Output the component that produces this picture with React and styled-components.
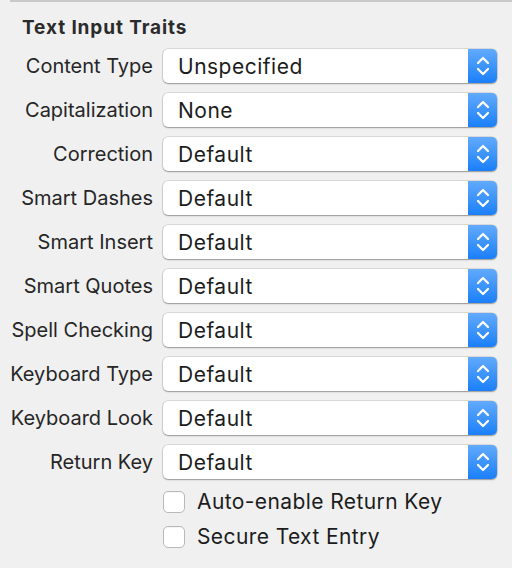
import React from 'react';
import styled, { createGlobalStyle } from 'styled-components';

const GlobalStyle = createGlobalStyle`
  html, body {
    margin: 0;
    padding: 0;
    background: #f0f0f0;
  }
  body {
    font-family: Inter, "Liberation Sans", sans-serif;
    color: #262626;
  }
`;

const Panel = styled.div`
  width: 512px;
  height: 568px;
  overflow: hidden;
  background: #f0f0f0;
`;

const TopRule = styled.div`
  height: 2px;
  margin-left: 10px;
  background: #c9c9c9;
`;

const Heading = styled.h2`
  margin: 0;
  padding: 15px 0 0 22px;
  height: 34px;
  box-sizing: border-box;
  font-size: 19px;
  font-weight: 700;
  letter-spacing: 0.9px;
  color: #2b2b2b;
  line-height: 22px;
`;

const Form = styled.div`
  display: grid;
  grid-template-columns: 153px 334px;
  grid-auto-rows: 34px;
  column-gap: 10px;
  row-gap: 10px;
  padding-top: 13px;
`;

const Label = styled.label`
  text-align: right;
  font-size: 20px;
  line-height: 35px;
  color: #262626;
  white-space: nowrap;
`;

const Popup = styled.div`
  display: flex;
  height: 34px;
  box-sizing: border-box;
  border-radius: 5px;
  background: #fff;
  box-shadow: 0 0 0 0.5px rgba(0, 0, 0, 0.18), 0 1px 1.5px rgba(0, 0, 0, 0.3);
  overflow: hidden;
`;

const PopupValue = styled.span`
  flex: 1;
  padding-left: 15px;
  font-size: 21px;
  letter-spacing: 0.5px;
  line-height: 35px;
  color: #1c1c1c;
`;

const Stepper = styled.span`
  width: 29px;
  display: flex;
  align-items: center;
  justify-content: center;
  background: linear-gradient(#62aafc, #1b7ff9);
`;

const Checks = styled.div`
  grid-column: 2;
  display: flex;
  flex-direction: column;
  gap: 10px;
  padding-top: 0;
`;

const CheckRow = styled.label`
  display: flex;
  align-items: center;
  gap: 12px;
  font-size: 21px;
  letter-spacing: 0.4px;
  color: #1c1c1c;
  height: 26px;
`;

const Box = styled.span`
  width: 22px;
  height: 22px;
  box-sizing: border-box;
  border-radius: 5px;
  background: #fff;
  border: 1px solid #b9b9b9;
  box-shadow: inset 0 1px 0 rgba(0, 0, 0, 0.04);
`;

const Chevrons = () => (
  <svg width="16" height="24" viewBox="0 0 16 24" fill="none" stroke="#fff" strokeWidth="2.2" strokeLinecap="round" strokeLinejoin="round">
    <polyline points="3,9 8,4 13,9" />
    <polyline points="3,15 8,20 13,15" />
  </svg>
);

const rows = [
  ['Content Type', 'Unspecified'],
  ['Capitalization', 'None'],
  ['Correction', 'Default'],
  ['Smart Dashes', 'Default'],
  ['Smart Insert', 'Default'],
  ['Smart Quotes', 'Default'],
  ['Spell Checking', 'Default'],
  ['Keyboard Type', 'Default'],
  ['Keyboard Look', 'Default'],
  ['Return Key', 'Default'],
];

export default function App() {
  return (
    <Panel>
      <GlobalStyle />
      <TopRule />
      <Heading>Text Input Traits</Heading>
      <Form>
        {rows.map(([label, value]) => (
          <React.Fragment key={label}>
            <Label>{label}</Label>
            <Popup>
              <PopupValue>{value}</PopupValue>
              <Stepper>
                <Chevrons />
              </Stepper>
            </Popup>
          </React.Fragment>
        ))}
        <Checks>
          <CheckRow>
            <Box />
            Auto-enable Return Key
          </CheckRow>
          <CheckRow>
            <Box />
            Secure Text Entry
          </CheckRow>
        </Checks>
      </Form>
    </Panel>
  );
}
........
TASK REQUIREMENTS: Repeat the data exactly, excluding the pictures.

CORRECT RESULT:
Output the component that produces this picture with React and styled-components.
import React from 'react';
import styled, { createGlobalStyle } from 'styled-components';

const GlobalStyle = createGlobalStyle`
  html, body {
    margin: 0;
    padding: 0;
    background: #f0f0f0;
  }
  body {
    font-family: Inter, "Liberation Sans", sans-serif;
    color: #262626;
  }
`;

const Panel = styled.div`
  width: 512px;
  height: 568px;
  overflow: hidden;
  background: #f0f0f0;
`;

const TopRule = styled.div`
  height: 2px;
  margin-left: 10px;
  background: #c9c9c9;
`;

const Heading = styled.h2`
  margin: 0;
  padding: 15px 0 0 22px;
  height: 34px;
  box-sizing: border-box;
  font-size: 19px;
  font-weight: 700;
  letter-spacing: 0.9px;
  color: #2b2b2b;
  line-height: 22px;
`;

const Form = styled.div`
  display: grid;
  grid-template-columns: 153px 334px;
  grid-auto-rows: 34px;
  column-gap: 10px;
  row-gap: 10px;
  padding-top: 13px;
`;

const Label = styled.label`
  text-align: right;
  font-size: 20px;
  line-height: 35px;
  color: #262626;
  white-space: nowrap;
`;

const Popup = styled.div`
  display: flex;
  height: 34px;
  box-sizing: border-box;
  border-radius: 5px;
  background: #fff;
  box-shadow: 0 0 0 0.5px rgba(0, 0, 0, 0.18), 0 1px 1.5px rgba(0, 0, 0, 0.3);
  overflow: hidden;
`;

const PopupValue = styled.span`
  flex: 1;
  padding-left: 15px;
  font-size: 21px;
  letter-spacing: 0.5px;
  line-height: 35px;
  color: #1c1c1c;
`;

const Stepper = styled.span`
  width: 29px;
  display: flex;
  align-items: center;
  justify-content: center;
  background: linear-gradient(#62aafc, #1b7ff9);
`;

const Checks = styled.div`
  grid-column: 2;
  display: flex;
  flex-direction: column;
  gap: 10px;
  padding-top: 0;
`;

const CheckRow = styled.label`
  display: flex;
  align-items: center;
  gap: 12px;
  font-size: 21px;
  letter-spacing: 0.4px;
  color: #1c1c1c;
  height: 26px;
`;

const Box = styled.span`
  width: 22px;
  height: 22px;
  box-sizing: border-box;
  border-radius: 5px;
  background: #fff;
  border: 1px solid #b9b9b9;
  box-shadow: inset 0 1px 0 rgba(0, 0, 0, 0.04);
`;

const Chevrons = () => (
  <svg width="16" height="24" viewBox="0 0 16 24" fill="none" stroke="#fff" strokeWidth="2.2" strokeLinecap="round" strokeLinejoin="round">
    <polyline points="3,9 8,4 13,9" />
    <polyline points="3,15 8,20 13,15" />
  </svg>
);

const rows = [
  ['Content Type', 'Unspecified'],
  ['Capitalization', 'None'],
  ['Correction', 'Default'],
  ['Smart Dashes', 'Default'],
  ['Smart Insert', 'Default'],
  ['Smart Quotes', 'Default'],
  ['Spell Checking', 'Default'],
  ['Keyboard Type', 'Default'],
  ['Keyboard Look', 'Default'],
  ['Return Key', 'Default'],
];

export default function App() {
  return (
    <Panel>
      <GlobalStyle />
      <TopRule />
      <Heading>Text Input Traits</Heading>
      <Form>
        {rows.map(([label, value]) => (
          <React.Fragment key={label}>
            <Label>{label}</Label>
            <Popup>
              <PopupValue>{value}</PopupValue>
              <Stepper>
                <Chevrons />
              </Stepper>
            </Popup>
          </React.Fragment>
        ))}
        <Checks>
          <CheckRow>
            <Box />
            Auto-enable Return Key
          </CheckRow>
          <CheckRow>
            <Box />
            Secure Text Entry
          </CheckRow>
        </Checks>
      </Form>
    </Panel>
  );
}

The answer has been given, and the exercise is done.